Royal Centre for Defence Medicine (RCDM), Queen Elizabeth Hospital, Edgbaston, Birmingham B15 2TH, UK.
Bone & joint journal 02/2013; 95-B(2):224-9. DOI: 10.1302/0301-620X.95B2.30365
Source: PubMed

ABSTRACT This is a case series of prospectively gathered data characterising the injuries, surgical treatment and outcomes of consecutive British service personnel who underwent a unilateral lower limb amputation following combat injury. Patients with primary, unilateral loss of the lower limb sustained between March 2004 and March 2010 were identified from the United Kingdom Military Trauma Registry. Patients were asked to complete a Short-Form (SF)-36 questionnaire.
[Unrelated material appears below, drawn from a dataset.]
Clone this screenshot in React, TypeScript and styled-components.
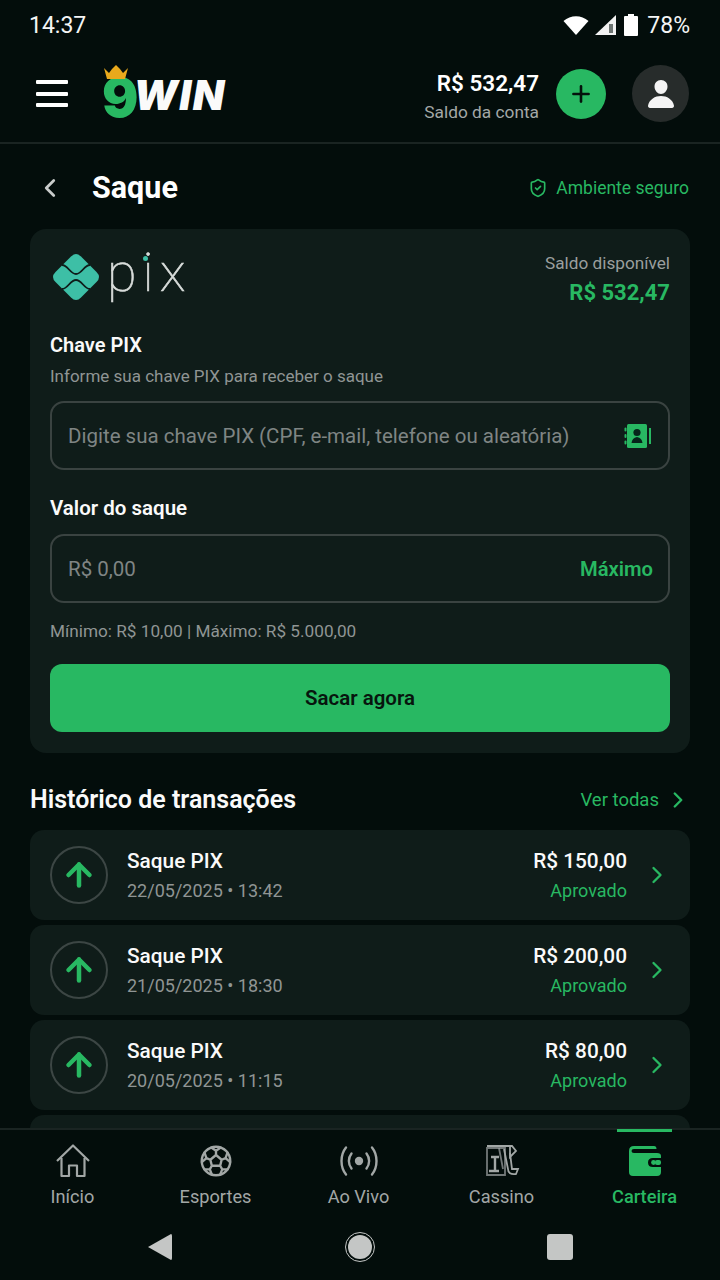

A total of 48 patients were identified: 21 had a trans-tibial amputation, nine had a knee disarticulation and 18 had an amputation at the trans-femoral level. The median New Injury Severity Score was 24 (mean 27.4 (9 to 75)) and the median number of procedures per residual limb was 4 (mean 5 (2 to 11)). Minimum two-year SF-36 scores were completed by 39 patients (81%) at a mean follow-up of 40 months (25 to 75). The physical component of the SF-36 varied significantly between different levels of amputation (p = 0.01). Mental component scores did not vary between amputation levels (p = 0.114). Pain (p = 0.332), use of prosthesis (p = 0.503), rate of re-admission (p = 0.228) and mobility (p = 0.087) did not vary between amputation levels. These findings illustrate the significant impact of these injuries and the considerable surgical burden associated with their treatment. Quality of life is improved with a longer residual limb, and these results support surgical attempts to maximise residual limb length. Cite this article: Bone Joint J 2013;95-B:224-9.